Task description. Repeat the data below exactly, dropping any pictures it holds.

Collected material.
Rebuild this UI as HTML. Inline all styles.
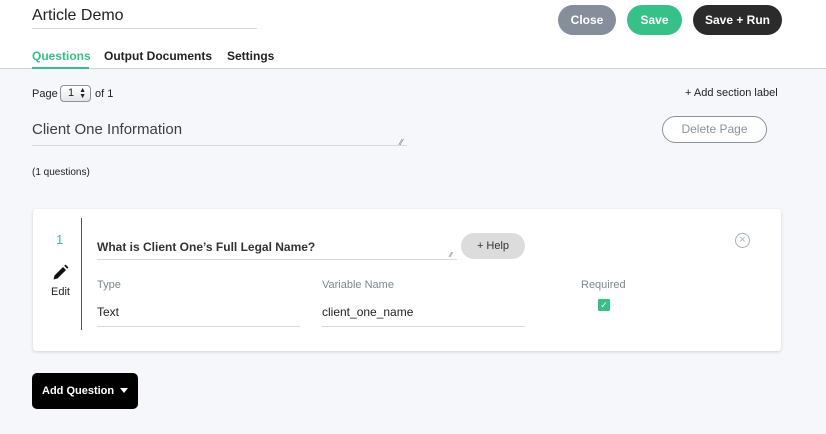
<!DOCTYPE html>
<html><head><meta charset="utf-8"><style>
*{box-sizing:border-box;margin:0;padding:0}
body{width:826px;height:434px;overflow:hidden;background:#f6f7fb;font-family:"Liberation Sans",sans-serif;color:#222;position:relative}
.a{position:absolute}
.hdr{left:0;top:0;width:826px;height:69px;background:#fff;border-bottom:1px solid #cfd2d6}
.btn{border-radius:15px;color:#fff;font-weight:bold;font-size:12px;text-align:center;line-height:30px;height:30px}
.ul{border-bottom:1px solid #d6d9de}
.lbl{font-size:11px;color:#7d8794}
</style></head><body>
<div class="a hdr"></div>
<div class="a" style="left:32px;top:7px;font-size:16px;color:#222">Article Demo</div>
<div class="a ul" style="left:32px;top:28px;width:225px"></div>
<div class="a btn" style="left:558px;top:5px;width:58px;background:#858e9a">Close</div>
<div class="a btn" style="left:627px;top:5px;width:55px;background:#37c087">Save</div>
<div class="a btn" style="left:693px;top:5px;width:89px;background:#2b2b2b">Save + Run</div>
<div class="a" style="left:32px;top:49px;font-size:12px;font-weight:bold;color:#37c087">Questions</div>
<div class="a" style="left:32px;top:67px;width:57px;height:2px;background:#37c087"></div>
<div class="a" style="left:104px;top:49px;font-size:12px;font-weight:bold">Output Documents</div>
<div class="a" style="left:227px;top:49px;font-size:12px;font-weight:bold">Settings</div>

<div class="a" style="left:32px;top:88px;font-size:11px">Page</div>
<div class="a" style="left:60px;top:85px;width:31px;height:17px;border:1px solid #8b929b;border-radius:4px;background:linear-gradient(#fff,#e4e6ea);font-size:11px;padding-left:7px;line-height:15px">1<span style="position:absolute;right:4px;font-size:7px;line-height:6px;top:2px">▲<br>▼</span></div>
<div class="a" style="left:95px;top:88px;font-size:11px">of 1</div>
<div class="a" style="left:685px;top:87px;font-size:11px">+ Add section label</div>

<div class="a" style="left:32px;top:121px;font-size:15px;color:#3a3f47">Client One Information</div>
<div class="a ul" style="left:32px;top:145px;width:375px"></div>
<div class="a" style="left:400px;top:138px;font-size:8px;color:#666">⁄⁄</div>
<div class="a" style="left:662px;top:116px;width:105px;height:27px;border:1px solid #8b929b;border-radius:14px;font-size:12px;color:#8b929b;text-align:center;line-height:25px;background:#fff">Delete Page</div>
<div class="a" style="left:32px;top:167px;font-size:10px">(1 questions)</div>

<div class="a" style="left:33px;top:209px;width:748px;height:142px;background:#fff;border-radius:3px;box-shadow:0 1px 3px rgba(0,0,0,.15)"></div>
<div class="a" style="left:56px;top:232px;font-size:13px;color:#37c087">1</div>
<svg class="a" style="left:52px;top:264px" width="17" height="17" viewBox="0 0 17 17"><path d="M1.5 15.5l1-4L11 3l3 3-8.5 8.5z M12.2 1.8l1.3-1.3 3 3-1.3 1.3z" fill="#111"/></svg>
<div class="a" style="left:51px;top:286px;font-size:11px">Edit</div>
<div class="a" style="left:81px;top:218px;width:1px;height:112px;background:#555"></div>
<div class="a" style="left:97px;top:240px;font-size:12px;font-weight:bold;color:#333">What is Client One’s Full Legal Name?</div>
<div class="a ul" style="left:97px;top:259px;width:360px"></div>
<div class="a" style="left:450px;top:252px;font-size:7px;color:#666">⁄⁄</div>
<div class="a" style="left:461px;top:233px;width:64px;height:26px;border-radius:13px;background:#dcdcdc;font-size:11px;text-align:center;line-height:26px;color:#333">+ Help</div>
<div class="a" style="left:735px;top:233px;width:15px;height:15px;border:1px solid #a9b2bd;border-radius:50%;color:#a9b2bd;font-size:11px;text-align:center;line-height:13px">×</div>
<div class="a lbl" style="left:97px;top:279px">Type</div>
<div class="a lbl" style="left:322px;top:279px">Variable Name</div>
<div class="a lbl" style="left:581px;top:279px">Required</div>
<div class="a" style="left:97px;top:305px;font-size:12px">Text</div>
<div class="a ul" style="left:97px;top:326px;width:203px"></div>
<div class="a" style="left:322px;top:305px;font-size:12px">client_one_name</div>
<div class="a ul" style="left:322px;top:326px;width:203px"></div>
<div class="a" style="left:598px;top:299px;width:12px;height:12px;background:#37c087;border-radius:1px;color:#fff;font-size:9px;text-align:center;line-height:12px">✓</div>

<div class="a" style="left:32px;top:373px;width:106px;height:36px;background:#000;border-radius:5px;color:#fff;font-size:11px;font-weight:bold;line-height:36px;padding-left:10px">Add Question</div>
<div class="a" style="left:120px;top:388px;width:0;height:0;border-left:4px solid transparent;border-right:4px solid transparent;border-top:5px solid #fff"></div>
</body></html>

Task output.
Rebuild this UI as HTML. Inline all styles.
<!DOCTYPE html>
<html><head><meta charset="utf-8"><style>
*{box-sizing:border-box;margin:0;padding:0}
body{width:826px;height:434px;overflow:hidden;background:#f6f7fb;font-family:"Liberation Sans",sans-serif;color:#222;position:relative}
.a{position:absolute}
.hdr{left:0;top:0;width:826px;height:69px;background:#fff;border-bottom:1px solid #cfd2d6}
.btn{border-radius:15px;color:#fff;font-weight:bold;font-size:12px;text-align:center;line-height:30px;height:30px}
.ul{border-bottom:1px solid #d6d9de}
.lbl{font-size:11px;color:#7d8794}
</style></head><body>
<div class="a hdr"></div>
<div class="a" style="left:32px;top:7px;font-size:16px;color:#222">Article Demo</div>
<div class="a ul" style="left:32px;top:28px;width:225px"></div>
<div class="a btn" style="left:558px;top:5px;width:58px;background:#858e9a">Close</div>
<div class="a btn" style="left:627px;top:5px;width:55px;background:#37c087">Save</div>
<div class="a btn" style="left:693px;top:5px;width:89px;background:#2b2b2b">Save + Run</div>
<div class="a" style="left:32px;top:49px;font-size:12px;font-weight:bold;color:#37c087">Questions</div>
<div class="a" style="left:32px;top:67px;width:57px;height:2px;background:#37c087"></div>
<div class="a" style="left:104px;top:49px;font-size:12px;font-weight:bold">Output Documents</div>
<div class="a" style="left:227px;top:49px;font-size:12px;font-weight:bold">Settings</div>

<div class="a" style="left:32px;top:88px;font-size:11px">Page</div>
<div class="a" style="left:60px;top:85px;width:31px;height:17px;border:1px solid #8b929b;border-radius:4px;background:linear-gradient(#fff,#e4e6ea);font-size:11px;padding-left:7px;line-height:15px">1<span style="position:absolute;right:4px;font-size:7px;line-height:6px;top:2px">▲<br>▼</span></div>
<div class="a" style="left:95px;top:88px;font-size:11px">of 1</div>
<div class="a" style="left:685px;top:87px;font-size:11px">+ Add section label</div>

<div class="a" style="left:32px;top:121px;font-size:15px;color:#3a3f47">Client One Information</div>
<div class="a ul" style="left:32px;top:145px;width:375px"></div>
<div class="a" style="left:400px;top:138px;font-size:8px;color:#666">⁄⁄</div>
<div class="a" style="left:662px;top:116px;width:105px;height:27px;border:1px solid #8b929b;border-radius:14px;font-size:12px;color:#8b929b;text-align:center;line-height:25px;background:#fff">Delete Page</div>
<div class="a" style="left:32px;top:167px;font-size:10px">(1 questions)</div>

<div class="a" style="left:33px;top:209px;width:748px;height:142px;background:#fff;border-radius:3px;box-shadow:0 1px 3px rgba(0,0,0,.15)"></div>
<div class="a" style="left:56px;top:232px;font-size:13px;color:#37c087">1</div>
<svg class="a" style="left:52px;top:264px" width="17" height="17" viewBox="0 0 17 17"><path d="M1.5 15.5l1-4L11 3l3 3-8.5 8.5z M12.2 1.8l1.3-1.3 3 3-1.3 1.3z" fill="#111"/></svg>
<div class="a" style="left:51px;top:286px;font-size:11px">Edit</div>
<div class="a" style="left:81px;top:218px;width:1px;height:112px;background:#555"></div>
<div class="a" style="left:97px;top:240px;font-size:12px;font-weight:bold;color:#333">What is Client One’s Full Legal Name?</div>
<div class="a ul" style="left:97px;top:259px;width:360px"></div>
<div class="a" style="left:450px;top:252px;font-size:7px;color:#666">⁄⁄</div>
<div class="a" style="left:461px;top:233px;width:64px;height:26px;border-radius:13px;background:#dcdcdc;font-size:11px;text-align:center;line-height:26px;color:#333">+ Help</div>
<div class="a" style="left:735px;top:233px;width:15px;height:15px;border:1px solid #a9b2bd;border-radius:50%;color:#a9b2bd;font-size:11px;text-align:center;line-height:13px">×</div>
<div class="a lbl" style="left:97px;top:279px">Type</div>
<div class="a lbl" style="left:322px;top:279px">Variable Name</div>
<div class="a lbl" style="left:581px;top:279px">Required</div>
<div class="a" style="left:97px;top:305px;font-size:12px">Text</div>
<div class="a ul" style="left:97px;top:326px;width:203px"></div>
<div class="a" style="left:322px;top:305px;font-size:12px">client_one_name</div>
<div class="a ul" style="left:322px;top:326px;width:203px"></div>
<div class="a" style="left:598px;top:299px;width:12px;height:12px;background:#37c087;border-radius:1px;color:#fff;font-size:9px;text-align:center;line-height:12px">✓</div>

<div class="a" style="left:32px;top:373px;width:106px;height:36px;background:#000;border-radius:5px;color:#fff;font-size:11px;font-weight:bold;line-height:36px;padding-left:10px">Add Question</div>
<div class="a" style="left:120px;top:388px;width:0;height:0;border-left:4px solid transparent;border-right:4px solid transparent;border-top:5px solid #fff"></div>
</body></html>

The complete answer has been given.